Originally, that made it impossible for fishermen—and particularly Montauk charter and party boats—sailing from off-island ports to bring back striped bass caught off Block Island.  NMFS long ago acknowledged the problem, and created a “transit zone” that permitted vessels to return to port with bass caught in the state waters surrounding the island.

However, that wasn’t enough for charter boats sailing out of Montauk, which wanted to be able to fish in federal waters as well.  Their plight wasn’t really any different from that of their counterparts in Massachusetts, Virginia or North Carolina, all of whom lost access to areas that they once fished in the EEZ.  Even so, the Montauk charter boats have long sought federal legislation that would give them their way.

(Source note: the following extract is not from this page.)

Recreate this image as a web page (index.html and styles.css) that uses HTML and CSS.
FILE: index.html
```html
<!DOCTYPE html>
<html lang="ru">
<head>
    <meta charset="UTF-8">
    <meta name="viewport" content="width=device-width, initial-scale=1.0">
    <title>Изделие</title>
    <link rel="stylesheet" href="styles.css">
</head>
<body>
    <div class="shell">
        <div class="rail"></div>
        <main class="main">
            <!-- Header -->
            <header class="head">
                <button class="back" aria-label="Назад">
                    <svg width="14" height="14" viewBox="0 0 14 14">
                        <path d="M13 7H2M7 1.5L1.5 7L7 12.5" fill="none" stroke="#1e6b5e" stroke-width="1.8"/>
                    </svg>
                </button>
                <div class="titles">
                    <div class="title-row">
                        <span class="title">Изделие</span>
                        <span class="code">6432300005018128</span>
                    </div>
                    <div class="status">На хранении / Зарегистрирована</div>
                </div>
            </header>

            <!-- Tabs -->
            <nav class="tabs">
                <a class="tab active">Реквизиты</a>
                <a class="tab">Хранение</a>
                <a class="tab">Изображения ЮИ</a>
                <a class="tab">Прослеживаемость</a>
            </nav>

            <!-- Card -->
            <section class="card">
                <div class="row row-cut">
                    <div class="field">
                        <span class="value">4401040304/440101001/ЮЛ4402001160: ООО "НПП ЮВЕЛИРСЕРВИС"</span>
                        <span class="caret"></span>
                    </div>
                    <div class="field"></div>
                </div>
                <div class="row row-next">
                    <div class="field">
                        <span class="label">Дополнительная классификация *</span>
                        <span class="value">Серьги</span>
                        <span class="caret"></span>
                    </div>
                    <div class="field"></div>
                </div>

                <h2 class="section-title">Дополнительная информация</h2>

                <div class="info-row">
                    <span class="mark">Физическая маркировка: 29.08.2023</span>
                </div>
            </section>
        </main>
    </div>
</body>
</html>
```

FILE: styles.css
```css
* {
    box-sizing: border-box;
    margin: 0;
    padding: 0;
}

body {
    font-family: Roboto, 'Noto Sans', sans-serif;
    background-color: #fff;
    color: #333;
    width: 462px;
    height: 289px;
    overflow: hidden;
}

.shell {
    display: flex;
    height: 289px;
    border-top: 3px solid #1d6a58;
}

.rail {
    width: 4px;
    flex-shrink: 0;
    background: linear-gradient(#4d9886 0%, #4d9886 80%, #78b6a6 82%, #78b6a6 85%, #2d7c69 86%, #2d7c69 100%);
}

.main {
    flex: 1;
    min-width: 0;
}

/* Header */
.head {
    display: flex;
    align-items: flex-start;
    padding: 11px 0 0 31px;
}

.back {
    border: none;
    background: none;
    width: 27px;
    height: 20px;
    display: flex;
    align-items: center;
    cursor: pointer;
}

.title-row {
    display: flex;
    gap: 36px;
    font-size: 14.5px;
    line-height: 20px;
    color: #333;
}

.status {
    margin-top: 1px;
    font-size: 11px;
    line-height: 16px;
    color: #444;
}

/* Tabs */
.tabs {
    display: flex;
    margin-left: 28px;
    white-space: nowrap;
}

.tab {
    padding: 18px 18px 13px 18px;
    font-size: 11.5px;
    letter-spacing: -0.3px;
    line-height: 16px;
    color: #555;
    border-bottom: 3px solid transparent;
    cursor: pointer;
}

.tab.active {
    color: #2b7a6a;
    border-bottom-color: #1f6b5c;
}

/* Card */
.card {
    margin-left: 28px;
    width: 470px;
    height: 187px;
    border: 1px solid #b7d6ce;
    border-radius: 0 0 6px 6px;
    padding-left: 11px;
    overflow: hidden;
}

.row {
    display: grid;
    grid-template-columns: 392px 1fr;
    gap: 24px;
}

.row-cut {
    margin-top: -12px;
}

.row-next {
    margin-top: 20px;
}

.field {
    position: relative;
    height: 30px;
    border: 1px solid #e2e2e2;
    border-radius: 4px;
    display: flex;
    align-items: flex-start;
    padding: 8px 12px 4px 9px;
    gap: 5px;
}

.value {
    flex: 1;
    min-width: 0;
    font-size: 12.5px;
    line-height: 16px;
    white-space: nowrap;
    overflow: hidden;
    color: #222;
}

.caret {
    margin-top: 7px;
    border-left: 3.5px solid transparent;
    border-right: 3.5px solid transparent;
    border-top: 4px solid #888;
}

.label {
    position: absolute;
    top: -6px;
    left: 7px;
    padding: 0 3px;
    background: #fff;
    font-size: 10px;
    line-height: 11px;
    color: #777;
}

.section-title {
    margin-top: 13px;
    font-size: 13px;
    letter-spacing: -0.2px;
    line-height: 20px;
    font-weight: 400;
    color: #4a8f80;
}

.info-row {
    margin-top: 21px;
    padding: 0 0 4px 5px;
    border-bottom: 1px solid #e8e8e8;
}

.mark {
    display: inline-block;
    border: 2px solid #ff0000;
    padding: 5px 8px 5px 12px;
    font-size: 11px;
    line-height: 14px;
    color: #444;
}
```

The latest expression of that effort came on December 7, when the House Natural Resources Committee held a field hearing in Riverhead, here on Long Island.  There, Captain Joe McBride, as Legislative Representative for the Montauk Boatmen and Captains Association, requested that Congress adopt H.R. 3070 which, by changing the boundaries of the EEZ, would allow the Montauk boats to fish in waters currently closed to striped bass angling.


“We have a long standing problem with the Transit Zone between Block Island, RI and Montauk Point, NY, and between Block Island and Point Judith, RI.   The unintended consequences of this restriction is that New York State and Rhode Island have lost over 60% of their historical striped bass fishing areas in the Transit Zone.
“This anomaly exists only in this area because of the extended distance between Montauk Point, NY to Block Island, and is the same for Point Judith to Block Island.  The distance from Block Island to Montauk Point or Point Judith is approximately 15 miles.  We having [sic] been trying to for many years to correct this problem with no success…”
Congressman Zeldin, who attended the hearing, had already introduced H.R. 3070 in an effort to fix Capt. McBride’s problem.  In doing so, he would create far more problems that exist already.

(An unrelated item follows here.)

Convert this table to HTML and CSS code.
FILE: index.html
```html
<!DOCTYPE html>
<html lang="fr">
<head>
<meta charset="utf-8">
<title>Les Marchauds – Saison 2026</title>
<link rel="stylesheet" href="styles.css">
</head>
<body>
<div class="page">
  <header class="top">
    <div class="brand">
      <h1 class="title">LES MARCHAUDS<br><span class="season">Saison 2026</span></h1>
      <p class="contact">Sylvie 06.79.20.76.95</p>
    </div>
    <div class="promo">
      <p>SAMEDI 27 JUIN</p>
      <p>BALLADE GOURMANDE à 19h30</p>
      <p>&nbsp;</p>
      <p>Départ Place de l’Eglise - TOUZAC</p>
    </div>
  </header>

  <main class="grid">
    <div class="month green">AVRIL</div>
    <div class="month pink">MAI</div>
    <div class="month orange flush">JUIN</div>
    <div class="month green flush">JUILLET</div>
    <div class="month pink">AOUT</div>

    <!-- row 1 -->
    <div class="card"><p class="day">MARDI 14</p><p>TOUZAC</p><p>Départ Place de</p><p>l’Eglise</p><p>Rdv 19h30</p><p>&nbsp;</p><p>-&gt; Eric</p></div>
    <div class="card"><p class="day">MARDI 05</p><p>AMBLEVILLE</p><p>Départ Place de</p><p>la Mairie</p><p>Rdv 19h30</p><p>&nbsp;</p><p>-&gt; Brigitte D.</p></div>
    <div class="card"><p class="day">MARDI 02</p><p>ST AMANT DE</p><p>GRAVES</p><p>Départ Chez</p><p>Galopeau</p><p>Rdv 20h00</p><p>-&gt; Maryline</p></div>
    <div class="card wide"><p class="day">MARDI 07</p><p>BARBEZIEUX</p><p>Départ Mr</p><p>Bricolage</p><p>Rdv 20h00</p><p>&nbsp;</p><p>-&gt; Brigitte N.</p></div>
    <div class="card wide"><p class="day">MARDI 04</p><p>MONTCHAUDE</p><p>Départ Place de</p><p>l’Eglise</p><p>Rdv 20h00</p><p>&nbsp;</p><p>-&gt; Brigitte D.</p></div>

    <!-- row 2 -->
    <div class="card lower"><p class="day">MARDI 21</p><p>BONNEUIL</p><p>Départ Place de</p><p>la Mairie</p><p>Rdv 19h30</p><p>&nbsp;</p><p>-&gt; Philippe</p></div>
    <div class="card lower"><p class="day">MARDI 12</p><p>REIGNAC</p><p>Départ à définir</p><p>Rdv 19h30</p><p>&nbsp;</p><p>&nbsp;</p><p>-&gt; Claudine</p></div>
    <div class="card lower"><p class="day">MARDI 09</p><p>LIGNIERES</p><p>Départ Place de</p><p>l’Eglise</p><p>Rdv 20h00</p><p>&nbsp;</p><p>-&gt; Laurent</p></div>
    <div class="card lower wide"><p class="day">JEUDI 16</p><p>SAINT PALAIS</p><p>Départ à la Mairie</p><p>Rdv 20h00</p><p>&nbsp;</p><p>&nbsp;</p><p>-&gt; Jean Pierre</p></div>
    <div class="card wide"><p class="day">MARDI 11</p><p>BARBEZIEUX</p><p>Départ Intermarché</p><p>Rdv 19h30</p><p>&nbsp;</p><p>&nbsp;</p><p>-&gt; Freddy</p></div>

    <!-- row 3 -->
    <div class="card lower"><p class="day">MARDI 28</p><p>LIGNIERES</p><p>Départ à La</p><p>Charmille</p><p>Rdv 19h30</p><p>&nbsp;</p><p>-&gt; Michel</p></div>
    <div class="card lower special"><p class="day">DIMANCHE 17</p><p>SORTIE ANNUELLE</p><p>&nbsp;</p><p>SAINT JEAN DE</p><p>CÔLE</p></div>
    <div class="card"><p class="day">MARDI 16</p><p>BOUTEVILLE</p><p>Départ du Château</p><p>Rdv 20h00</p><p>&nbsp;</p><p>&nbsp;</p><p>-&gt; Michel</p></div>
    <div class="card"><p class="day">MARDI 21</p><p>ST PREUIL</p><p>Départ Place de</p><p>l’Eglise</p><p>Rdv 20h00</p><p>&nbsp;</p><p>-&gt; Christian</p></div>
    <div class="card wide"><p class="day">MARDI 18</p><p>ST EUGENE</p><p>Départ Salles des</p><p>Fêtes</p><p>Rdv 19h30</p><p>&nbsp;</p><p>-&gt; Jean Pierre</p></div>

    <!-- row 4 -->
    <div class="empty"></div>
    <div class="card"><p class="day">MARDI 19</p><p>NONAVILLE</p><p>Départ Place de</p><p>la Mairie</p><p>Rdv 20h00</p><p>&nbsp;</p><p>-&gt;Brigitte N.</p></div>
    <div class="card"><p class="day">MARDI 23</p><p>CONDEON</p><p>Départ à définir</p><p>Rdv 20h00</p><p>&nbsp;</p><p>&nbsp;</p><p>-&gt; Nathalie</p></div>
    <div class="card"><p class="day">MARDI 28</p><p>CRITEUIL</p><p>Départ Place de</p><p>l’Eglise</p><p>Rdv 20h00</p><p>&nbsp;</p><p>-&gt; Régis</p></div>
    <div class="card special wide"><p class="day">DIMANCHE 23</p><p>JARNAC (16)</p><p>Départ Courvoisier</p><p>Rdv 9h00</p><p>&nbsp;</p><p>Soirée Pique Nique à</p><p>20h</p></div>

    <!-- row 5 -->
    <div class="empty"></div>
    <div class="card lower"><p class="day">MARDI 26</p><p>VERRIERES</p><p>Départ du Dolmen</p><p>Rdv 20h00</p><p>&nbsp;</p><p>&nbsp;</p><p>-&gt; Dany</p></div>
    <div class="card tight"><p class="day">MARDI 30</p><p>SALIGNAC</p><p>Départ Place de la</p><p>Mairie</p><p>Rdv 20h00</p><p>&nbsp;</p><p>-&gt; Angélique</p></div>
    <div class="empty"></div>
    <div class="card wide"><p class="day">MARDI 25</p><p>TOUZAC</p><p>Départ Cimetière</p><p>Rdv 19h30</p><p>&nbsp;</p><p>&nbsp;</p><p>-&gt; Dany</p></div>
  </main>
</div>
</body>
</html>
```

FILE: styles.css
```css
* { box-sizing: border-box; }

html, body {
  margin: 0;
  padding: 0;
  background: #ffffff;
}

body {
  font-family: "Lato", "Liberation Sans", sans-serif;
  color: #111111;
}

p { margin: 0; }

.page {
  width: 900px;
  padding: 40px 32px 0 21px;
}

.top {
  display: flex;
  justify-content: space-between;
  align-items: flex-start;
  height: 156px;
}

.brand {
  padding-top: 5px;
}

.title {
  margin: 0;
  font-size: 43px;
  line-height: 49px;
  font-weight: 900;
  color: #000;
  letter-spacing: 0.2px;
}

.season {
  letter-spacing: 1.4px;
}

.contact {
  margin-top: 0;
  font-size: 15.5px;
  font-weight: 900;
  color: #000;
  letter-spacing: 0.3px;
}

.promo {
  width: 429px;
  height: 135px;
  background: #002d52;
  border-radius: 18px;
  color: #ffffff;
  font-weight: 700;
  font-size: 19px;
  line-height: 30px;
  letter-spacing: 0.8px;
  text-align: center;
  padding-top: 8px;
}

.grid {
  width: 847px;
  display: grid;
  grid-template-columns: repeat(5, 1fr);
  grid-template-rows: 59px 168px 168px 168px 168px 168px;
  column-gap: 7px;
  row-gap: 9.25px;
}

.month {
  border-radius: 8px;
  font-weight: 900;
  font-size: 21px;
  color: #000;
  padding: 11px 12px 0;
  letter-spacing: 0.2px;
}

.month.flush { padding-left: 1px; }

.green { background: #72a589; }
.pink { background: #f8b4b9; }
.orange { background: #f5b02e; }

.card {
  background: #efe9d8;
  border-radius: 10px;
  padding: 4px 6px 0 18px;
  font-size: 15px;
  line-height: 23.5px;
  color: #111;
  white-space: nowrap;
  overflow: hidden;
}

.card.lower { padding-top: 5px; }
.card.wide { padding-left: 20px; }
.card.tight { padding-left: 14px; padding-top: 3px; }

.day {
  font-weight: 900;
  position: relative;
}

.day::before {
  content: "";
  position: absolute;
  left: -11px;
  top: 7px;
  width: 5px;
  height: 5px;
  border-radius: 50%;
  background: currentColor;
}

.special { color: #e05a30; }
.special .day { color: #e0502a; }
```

That’s because H.R. 3070 would change the boundaries of the EEZ surrounding Block Island so that

“(1) the landward boundary of the exclusive economic zone between the area south of Montauk, New York, and the area south of Point Judith, Rhode Island, shall be considered to be a continuous line running
(A)   from a point running 3 miles south of the southernmost point of Montauk to a point 3 miles south of the southernmost point of Block Island, Rhode Island, and
(B)   from such point 3 miles south of the southernmost point of Block Island, Rhode Island, to a point 3 miles south of the southernmost point of Point Judith…”
If you look at a chart—which, apparently, Congressman Zeldin never did—you’ll note that the southernmost point on Block Island is Black Rock Point, which lies at approximately 41. 08.8’ N, 071. 35.6’ W.  Depending on whether you measure the southernmost point on Point Judith from the southernmost point of the mainland or the southernmost point on the jetty extending therefrom, you get either 41. 21.5’ N 071. 28.8’W or 41. 21.4’ N 071. 29.5’ W, respectively, for that.

A point 3 miles south of Black Rock Point, where Rep. Zeldin would anchor one leg of the EEZ, would be located at 41. 11.8 N 071. 35.6’ W.  That leg would run to a point 3 miles south of Point Judith, at either 41. 24.5’ N 071. 28.8’ W or 41. 24.4’ N 071. 29.5’ W.

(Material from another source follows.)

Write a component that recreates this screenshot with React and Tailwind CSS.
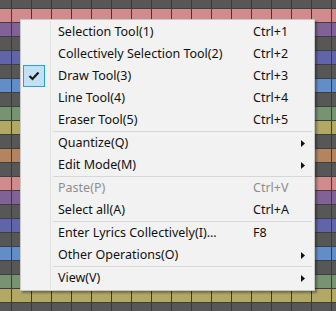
import React from "react";

const OCTAVE = [
    "bg-[#d08c8c]", "bg-[#806296]", "bg-[#575757]", "bg-[#6264aa]", "bg-[#575757]", "bg-[#628ec8]",
    "bg-[#575757]", "bg-[#769470]", "bg-[#b2a866]", "bg-[#575757]", "bg-[#b28460]", "bg-[#575757]",
];

const rowGrid =
    "bg-[linear-gradient(to_right,#3b3b3b_1px,transparent_1px)] bg-[length:20px_100%] bg-[position:11px_0]";

const MENU = [
    {label: "Selection Tool(1)", key: "Ctrl+1"},
    {label: "Collectively Selection Tool(2)", key: "Ctrl+2"},
    {label: "Draw Tool(3)", key: "Ctrl+3", checked: true},
    {label: "Line Tool(4)", key: "Ctrl+4"},
    {label: "Eraser Tool(5)", key: "Ctrl+5"},
    {sep: true},
    {label: "Quantize(Q)", sub: true},
    {label: "Edit Mode(M)", sub: true},
    {sep: true},
    {label: "Paste(P)", key: "Ctrl+V", disabled: true},
    {label: "Select all(A)", key: "Ctrl+A"},
    {sep: true},
    {label: "Enter Lyrics Collectively(I)...", key: "F8"},
    {label: "Other Operations(O)", sub: true},
    {sep: true},
    {label: "View(V)", sub: true},
];

const Check = () => (
    <svg width="12" height="10" viewBox="0 0 12 10">
        <path d="M1.5 5 L4.5 8 L10.5 1.5" fill="none" stroke="#1a1a1a" strokeWidth="2.2" />
    </svg>
);

const MenuRow = ({item}) => {
    if (item.sep) {
        return (
            <div className="flex h-[1px]">
                <div className="w-[30px] border-r border-[#e0e0e0]" />
                <div className="ml-[2px] mr-[2px] flex-1 bg-[#d7d7d7]" />
            </div>
        );
    }
    return (
        <div className={"flex h-[22px] items-center " + (item.disabled ? "text-[#8d8d8d]" : "text-[#111111]")}>
            <div className="flex h-full w-[30px] items-center border-r border-[#e0e0e0] pl-[2px]">
                {item.checked && (
                    <div className="flex h-[22px] w-[22px] items-center justify-center border border-[#26a0da] bg-[#c4e0f4]">
                        <Check />
                    </div>
                )}
            </div>
            <div className="w-[202px] whitespace-nowrap pl-[7px]">{item.label}</div>
            <div className="w-[48px] whitespace-nowrap">{item.key}</div>
            <div className="flex flex-1 items-center">
                {item.sub && (
                    <svg width="4" height="7" viewBox="0 0 4 7">
                        <polygon points="0,0 4,3.5 0,7" fill="#111111" />
                    </svg>
                )}
            </div>
        </div>
    );
};

export default function App() {
    const rows = [...OCTAVE, ...OCTAVE];
    return (
        <div className="relative h-[311px] w-[336px] overflow-hidden bg-[#575757]">
            <div className={"h-[8px] bg-[#575757] " + rowGrid} />
            {rows.map((c, i) => (
                <div key={i} className={"h-[14px] border-t border-[#3f3f3f] " + c + " " + rowGrid} />
            ))}

            <div className="absolute left-[20px] top-[19px] w-[295px] border border-[#c8c8c8] bg-[#f2f2f2] py-[1px] font-['Noto_Sans'] text-[12.5px] leading-none shadow-[2px_2px_2px_rgba(0,0,0,0.35)]">
                {MENU.map((item, i) => (
                    <MenuRow key={i} item={item} />
                ))}
            </div>
        </div>
    );
}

If you then take a ruler and draw a line from the point 3 miles south of Black Rock Point to either of the points 3 miles south of Point Judith, you’ll find that Rep. Zeldin would have the EEZ run straight through Block Island, cutting off the southeast corner from roughly Mohegan Bluffs to somewhere just south of Old Harbor.

Yes, if Rep. Zeldin got his way, a surfcaster standing with his boots dry on shore, who casts a plug toward the rocks off Southeast Point, would be illegally fishing for stripers in the EEZ!

But that’s probably the sort of legislation that we can expect from a congressman who supports H.R. 1335, a bill that would tear the heart out of the most successful fisheries law in the world.  Or of someone who, as a state legislator, was proud of the fact that he repealed New York’s salt water fishing license, leaving the state’s fisheries regulators without enough money to do their jobs.

As I said when I began, I’ve been around fisheries politics long enough that there is little left to surprise me.

But sometimes, something does.

Such as a federal legislator who say that the finest fisheries conservation and management law ever written was “arbitrary”—and then arbitrarily draws lines in the ocean, without first consulting a chart.